The richly decorated terraces of the leper king, or the terrace of elephants perhaps with its 300 metre long facade of carved life-sized elephants and garudas; standing upon the same grand viewing platforms the Kings once admired the processions of their mighty marching armies from.


Or how about watching the sun rise over the five lotus towers of Angkor Wat whilst sipping a hot coffee at 6am in the morning? Or even strolling past the sandstone murals which depict grand storylines such as the churning of the oceans of milk; an ancient tug of war between gods and demons, pulling the serpent coiled around the Holy Mount Mandala, churning up the seas to extract the elixir of life. Unforgettable experiences!


Easy as pie the following days are. You would not believe how much you come to appreciate a tuktuk after having been on the saddle for two long days. Zipping around checking out Banteay Srei; the finest display of intricate sandstone carvings yet.

The landmine museum established by Aki Ra - a former Khmer Rouge child soldier turned DIY deminer. Onsite an orphanage taking care of the landmine victims, centred around a wacky depository of defused mines, mortars and other ordinance - the very source of their predicament.

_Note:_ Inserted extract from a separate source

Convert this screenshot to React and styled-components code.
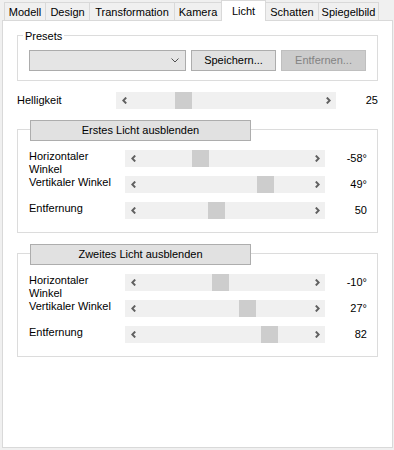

Or the Artisans 'd Angkor - a stunning shop of classy silk garments and sandstone sculptures, made by impoverished street children turned to traditional trades. A wee bit too expensive for us not too mention that a slab of sandstone doesn't travel well either, but the free silk worm tour which showed us all the stages of production was fascinating all the same. In case you wondered the grub tastes kinda nutty. Also discovered the best cocktails yet. Delicious 'dragonfly' - a concoction of Midori, Contreau, lime, pineapple juice and vodka, and the 'beach monkey' - a sweet treat made of rum, malibu, banana liquer and grenadine. Ice cold and served in mammoth long glasses just the way we like them. $1.50 each - go us!